*Prompt*: All lines below must be repeated exactly, with the pictures omitted.

*Data*:
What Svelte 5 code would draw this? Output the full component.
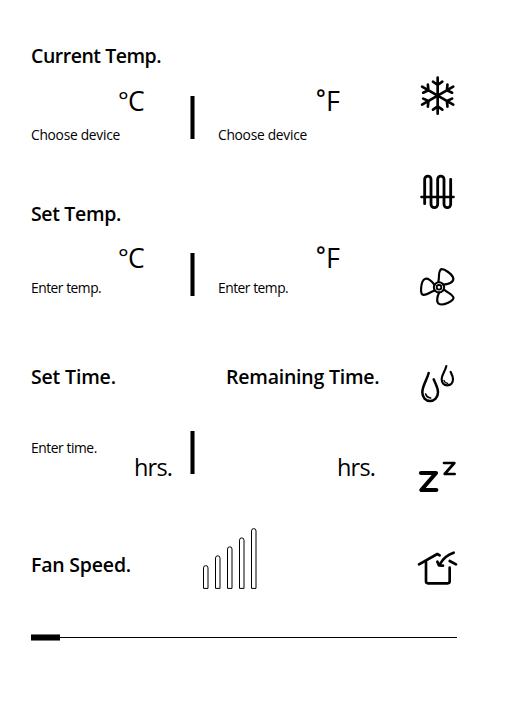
<script>
  const bars = [
    { x: 8.5, top: 45.6 },
    { x: 20.5, top: 35.8 },
    { x: 32.5, top: 26.8 },
    { x: 44.5, top: 17.9 },
    { x: 56.5, top: 8.6 },
  ];
  const arms = [0, 60, 120, 180, 240, 300];
  const blades = [0, 120, 240];
</script>

{#snippet unit(letter, kind)}
  <span class="unit {kind}"><i>°</i><b>{letter}</b></span>
{/snippet}

<main>
  <div class="panel">
    <div class="controls">
      <section class="current">
        <h2 class="h-current">Current Temp.</h2>
        <div class="row">
          <div class="cell">
            {@render unit('C', 'c')}
            <span class="label choose">Choose device</span>
          </div>
          <div class="divider"></div>
          <div class="cell right">
            {@render unit('F', 'f')}
            <span class="label choose">Choose device</span>
          </div>
        </div>
      </section>

      <section class="set">
        <h2 class="h-set">Set Temp.</h2>
        <div class="row">
          <div class="cell">
            {@render unit('C', 'c')}
            <span class="label enter">Enter temp.</span>
          </div>
          <div class="divider"></div>
          <div class="cell right">
            {@render unit('F', 'f')}
            <span class="label enter">Enter temp.</span>
          </div>
        </div>
      </section>

      <section class="time">
        <div class="heads">
          <h2 class="h-time">Set Time.</h2>
          <h2 class="h-remaining">Remaining Time.</h2>
        </div>
        <div class="row">
          <div class="cell">
            <span class="label etime">Enter time.</span>
            <span class="hrs">hrs.</span>
          </div>
          <div class="divider"></div>
          <div class="cell right">
            <span class="hrs">hrs.</span>
          </div>
        </div>
      </section>

      <section class="fan">
        <h2 class="h-fan">Fan Speed.</h2>
        <svg class="bars" width="70" height="75" viewBox="0 0 70 75">
          {#each bars as b}
            <path d="M{b.x} 68.4V{b.top + 2.3}a2.25 2.3 0 0 1 4.5 0V68.4z" />
          {/each}
        </svg>
      </section>
    </div>

    <nav>
      <svg class="snow" viewBox="0 0 180 180" stroke-width="8">
        {#each arms as a}
          <path transform="rotate({a} 83 92)" d="M83 92V38M69 50l14 10 14-10" />
        {/each}
      </svg>
      <svg viewBox="0 0 180 165" stroke-width="8.5">
        <path d="M44 116V43a9.5 9.5 0 0 1 19 0V118a10 10 0 0 0 20 0V43a9.5 9.5 0 0 1 19 0V118a10 10 0 0 0 20 0V43" />
        <path d="M34 96H131" stroke-width="7" />
      </svg>
      <svg viewBox="0 0 180 165" stroke-width="6.5">
        {#each blades as a}
          <path transform="rotate({a} 87 82)" d="M85 66C89 50 84 40 91 30C98 21 130 44 130 57C130 67 115 73 100 74" />
        {/each}
        <circle cx="87" cy="82" r="15.5" stroke-width="6" />
        <circle cx="87" cy="82" r="7" stroke-width="5.5" />
      </svg>
      <svg viewBox="0 0 180 165" stroke-width="7.5">
        <path d="M56 54C50 78 37 91 37 112C37 128 47 138 60 138C73 138 84 128 84 112C84 98 78 90 71 73" />
        <path d="M47 117C49 124 54 128 62 129" stroke-width="5" />
        <path d="M109 33C105 51 95 58 95 73C95 84 102 91 112 91C122 91 129 84 129 73C129 64 126 59 122 51" stroke-width="6.5" />
        <path d="M102 76C103 81 107 84 113 85" stroke-width="4" />
      </svg>
      <svg class="sleep" viewBox="0 0 180 165">
        <path d="M33 69H78L34 120H79" stroke-width="12.5" />
        <path d="M102 39H133L104 72H134" stroke-width="8" />
      </svg>
      <svg viewBox="0 0 180 165" stroke-width="8">
        <path d="M27 73L82 42L89 46M48 66V124Q48 130 54 130H113Q119 130 119 124V83M119 63L138 73" />
        <path d="M131 38C113 44 99 55 90 72M82 65L87 76L99 77" />
      </svg>
    </nav>
  </div>

  <div class="slider"><div class="thumb"></div></div>
</main>

<style>
  :global(body) {
    background: #fff;
  }
  main {
    box-sizing: border-box;
    width: 509px;
    height: 725px;
    padding: 42px 0 0 31px;
    overflow: hidden;
    background: #fff;
    color: #000;
    font-family: 'Open Sans', 'Noto Sans', sans-serif;
    white-space: nowrap;
  }
  .panel {
    display: flex;
    height: 592px;
  }
  .controls {
    width: 379px;
    flex: none;
  }
  section.current { height: 158px; }
  section.set { height: 163px; }
  section.time { height: 157px; }
  h2 {
    margin: 0;
    font-size: 19.5px;
    line-height: 28px;
    font-weight: 600;
  }
  .h-current { letter-spacing: -0.48px; }
  .h-set { letter-spacing: -0.35px; }
  .h-time { letter-spacing: -0.17px; }
  .h-remaining { letter-spacing: -0.22px; }
  .h-fan { letter-spacing: -0.2px; }
  .row {
    display: flex;
    align-items: flex-start;
  }
  .cell {
    display: flex;
    flex-direction: column;
    width: 159px;
    flex: none;
  }
  .right {
    margin-left: 23px;
  }
  .divider {
    width: 5px;
    height: 43px;
    flex: none;
    background: linear-gradient(to right, #777 1px, #000 1px 4px, #777 4px);
  }
  .current .row { margin-top: 13px; }
  .current .divider { margin-top: 13px; }
  .set .row { margin-top: 12px; }
  .set .divider { margin-top: 13px; }
  .current .label { margin-top: 6px; }
  .set .label { margin-top: 2px; }
  .unit {
    display: flex;
    height: 36px;
    font-size: 27px;
    line-height: 36px;
    padding-left: 87px;
  }
  .unit i {
    font-style: normal;
    font-size: 22.5px;
    font-weight: 600;
    width: 10px;
    margin-top: -2px;
  }
  .unit b {
    font-weight: 400;
    letter-spacing: -1px;
  }
  .unit.c i {
    font-size: 25px;
    font-weight: 400;
    margin-top: -1px;
  }
  .unit.c b {
    font-size: 26.5px;
  }
  .unit.f {
    padding-left: 98px;
  }
  .label {
    font-size: 13.8px;
    line-height: 20px;
  }
  .choose { letter-spacing: -0.28px; }
  .enter { letter-spacing: -0.48px; }
  .etime { letter-spacing: -0.43px; }
  .heads {
    display: flex;
  }
  .h-time {
    width: 195px;
  }
  .time .row { margin-top: 20px; }
  .time .divider { margin-top: 20px; }
  .hrs {
    font-size: 23.5px;
    line-height: 32px;
    letter-spacing: -0.8px;
    padding-left: 103px;
  }
  .time .row .label { margin-top: 27px; }
  .time .cell .hrs { margin-top: -7px; }
  .time .right .hrs { margin-top: 40px; padding-left: 119px; }
  .fan {
    display: flex;
  }
  .h-fan {
    width: 164px;
    padding-top: 31px;
  }
  .bars {
    display: block;
    fill: #fff;
    stroke: #000;
    stroke-width: 1;
  }
  nav {
    display: flex;
    flex-direction: column;
    gap: 40px;
    padding-top: 23px;
  }
  nav svg {
    display: block;
    width: 60px;
    height: 55px;
    flex: none;
    fill: none;
    stroke: #000;
    stroke-linecap: round;
    stroke-linejoin: round;
  }
  nav svg.snow {
    height: 60px;
  }
  nav svg:last-child {
    margin-top: -5px;
  }
  .slider {
    display: flex;
    width: 425.5px;
    height: 7px;
    background: linear-gradient(#000, #000) 0 3px / 100% 1px no-repeat;
  }
  .thumb {
    width: 29px;
    height: 7px;
    background: linear-gradient(#777 1px, #000 1px 6px, #777 6px);
  }
</style>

*Full answer*:
What Svelte 5 code would draw this? Output the full component.
<script>
  const bars = [
    { x: 8.5, top: 45.6 },
    { x: 20.5, top: 35.8 },
    { x: 32.5, top: 26.8 },
    { x: 44.5, top: 17.9 },
    { x: 56.5, top: 8.6 },
  ];
  const arms = [0, 60, 120, 180, 240, 300];
  const blades = [0, 120, 240];
</script>

{#snippet unit(letter, kind)}
  <span class="unit {kind}"><i>°</i><b>{letter}</b></span>
{/snippet}

<main>
  <div class="panel">
    <div class="controls">
      <section class="current">
        <h2 class="h-current">Current Temp.</h2>
        <div class="row">
          <div class="cell">
            {@render unit('C', 'c')}
            <span class="label choose">Choose device</span>
          </div>
          <div class="divider"></div>
          <div class="cell right">
            {@render unit('F', 'f')}
            <span class="label choose">Choose device</span>
          </div>
        </div>
      </section>

      <section class="set">
        <h2 class="h-set">Set Temp.</h2>
        <div class="row">
          <div class="cell">
            {@render unit('C', 'c')}
            <span class="label enter">Enter temp.</span>
          </div>
          <div class="divider"></div>
          <div class="cell right">
            {@render unit('F', 'f')}
            <span class="label enter">Enter temp.</span>
          </div>
        </div>
      </section>

      <section class="time">
        <div class="heads">
          <h2 class="h-time">Set Time.</h2>
          <h2 class="h-remaining">Remaining Time.</h2>
        </div>
        <div class="row">
          <div class="cell">
            <span class="label etime">Enter time.</span>
            <span class="hrs">hrs.</span>
          </div>
          <div class="divider"></div>
          <div class="cell right">
            <span class="hrs">hrs.</span>
          </div>
        </div>
      </section>

      <section class="fan">
        <h2 class="h-fan">Fan Speed.</h2>
        <svg class="bars" width="70" height="75" viewBox="0 0 70 75">
          {#each bars as b}
            <path d="M{b.x} 68.4V{b.top + 2.3}a2.25 2.3 0 0 1 4.5 0V68.4z" />
          {/each}
        </svg>
      </section>
    </div>

    <nav>
      <svg class="snow" viewBox="0 0 180 180" stroke-width="8">
        {#each arms as a}
          <path transform="rotate({a} 83 92)" d="M83 92V38M69 50l14 10 14-10" />
        {/each}
      </svg>
      <svg viewBox="0 0 180 165" stroke-width="8.5">
        <path d="M44 116V43a9.5 9.5 0 0 1 19 0V118a10 10 0 0 0 20 0V43a9.5 9.5 0 0 1 19 0V118a10 10 0 0 0 20 0V43" />
        <path d="M34 96H131" stroke-width="7" />
      </svg>
      <svg viewBox="0 0 180 165" stroke-width="6.5">
        {#each blades as a}
          <path transform="rotate({a} 87 82)" d="M85 66C89 50 84 40 91 30C98 21 130 44 130 57C130 67 115 73 100 74" />
        {/each}
        <circle cx="87" cy="82" r="15.5" stroke-width="6" />
        <circle cx="87" cy="82" r="7" stroke-width="5.5" />
      </svg>
      <svg viewBox="0 0 180 165" stroke-width="7.5">
        <path d="M56 54C50 78 37 91 37 112C37 128 47 138 60 138C73 138 84 128 84 112C84 98 78 90 71 73" />
        <path d="M47 117C49 124 54 128 62 129" stroke-width="5" />
        <path d="M109 33C105 51 95 58 95 73C95 84 102 91 112 91C122 91 129 84 129 73C129 64 126 59 122 51" stroke-width="6.5" />
        <path d="M102 76C103 81 107 84 113 85" stroke-width="4" />
      </svg>
      <svg class="sleep" viewBox="0 0 180 165">
        <path d="M33 69H78L34 120H79" stroke-width="12.5" />
        <path d="M102 39H133L104 72H134" stroke-width="8" />
      </svg>
      <svg viewBox="0 0 180 165" stroke-width="8">
        <path d="M27 73L82 42L89 46M48 66V124Q48 130 54 130H113Q119 130 119 124V83M119 63L138 73" />
        <path d="M131 38C113 44 99 55 90 72M82 65L87 76L99 77" />
      </svg>
    </nav>
  </div>

  <div class="slider"><div class="thumb"></div></div>
</main>

<style>
  :global(body) {
    background: #fff;
  }
  main {
    box-sizing: border-box;
    width: 509px;
    height: 725px;
    padding: 42px 0 0 31px;
    overflow: hidden;
    background: #fff;
    color: #000;
    font-family: 'Open Sans', 'Noto Sans', sans-serif;
    white-space: nowrap;
  }
  .panel {
    display: flex;
    height: 592px;
  }
  .controls {
    width: 379px;
    flex: none;
  }
  section.current { height: 158px; }
  section.set { height: 163px; }
  section.time { height: 157px; }
  h2 {
    margin: 0;
    font-size: 19.5px;
    line-height: 28px;
    font-weight: 600;
  }
  .h-current { letter-spacing: -0.48px; }
  .h-set { letter-spacing: -0.35px; }
  .h-time { letter-spacing: -0.17px; }
  .h-remaining { letter-spacing: -0.22px; }
  .h-fan { letter-spacing: -0.2px; }
  .row {
    display: flex;
    align-items: flex-start;
  }
  .cell {
    display: flex;
    flex-direction: column;
    width: 159px;
    flex: none;
  }
  .right {
    margin-left: 23px;
  }
  .divider {
    width: 5px;
    height: 43px;
    flex: none;
    background: linear-gradient(to right, #777 1px, #000 1px 4px, #777 4px);
  }
  .current .row { margin-top: 13px; }
  .current .divider { margin-top: 13px; }
  .set .row { margin-top: 12px; }
  .set .divider { margin-top: 13px; }
  .current .label { margin-top: 6px; }
  .set .label { margin-top: 2px; }
  .unit {
    display: flex;
    height: 36px;
    font-size: 27px;
    line-height: 36px;
    padding-left: 87px;
  }
  .unit i {
    font-style: normal;
    font-size: 22.5px;
    font-weight: 600;
    width: 10px;
    margin-top: -2px;
  }
  .unit b {
    font-weight: 400;
    letter-spacing: -1px;
  }
  .unit.c i {
    font-size: 25px;
    font-weight: 400;
    margin-top: -1px;
  }
  .unit.c b {
    font-size: 26.5px;
  }
  .unit.f {
    padding-left: 98px;
  }
  .label {
    font-size: 13.8px;
    line-height: 20px;
  }
  .choose { letter-spacing: -0.28px; }
  .enter { letter-spacing: -0.48px; }
  .etime { letter-spacing: -0.43px; }
  .heads {
    display: flex;
  }
  .h-time {
    width: 195px;
  }
  .time .row { margin-top: 20px; }
  .time .divider { margin-top: 20px; }
  .hrs {
    font-size: 23.5px;
    line-height: 32px;
    letter-spacing: -0.8px;
    padding-left: 103px;
  }
  .time .row .label { margin-top: 27px; }
  .time .cell .hrs { margin-top: -7px; }
  .time .right .hrs { margin-top: 40px; padding-left: 119px; }
  .fan {
    display: flex;
  }
  .h-fan {
    width: 164px;
    padding-top: 31px;
  }
  .bars {
    display: block;
    fill: #fff;
    stroke: #000;
    stroke-width: 1;
  }
  nav {
    display: flex;
    flex-direction: column;
    gap: 40px;
    padding-top: 23px;
  }
  nav svg {
    display: block;
    width: 60px;
    height: 55px;
    flex: none;
    fill: none;
    stroke: #000;
    stroke-linecap: round;
    stroke-linejoin: round;
  }
  nav svg.snow {
    height: 60px;
  }
  nav svg:last-child {
    margin-top: -5px;
  }
  .slider {
    display: flex;
    width: 425.5px;
    height: 7px;
    background: linear-gradient(#000, #000) 0 3px / 100% 1px no-repeat;
  }
  .thumb {
    width: 29px;
    height: 7px;
    background: linear-gradient(#777 1px, #000 1px 6px, #777 6px);
  }
</style>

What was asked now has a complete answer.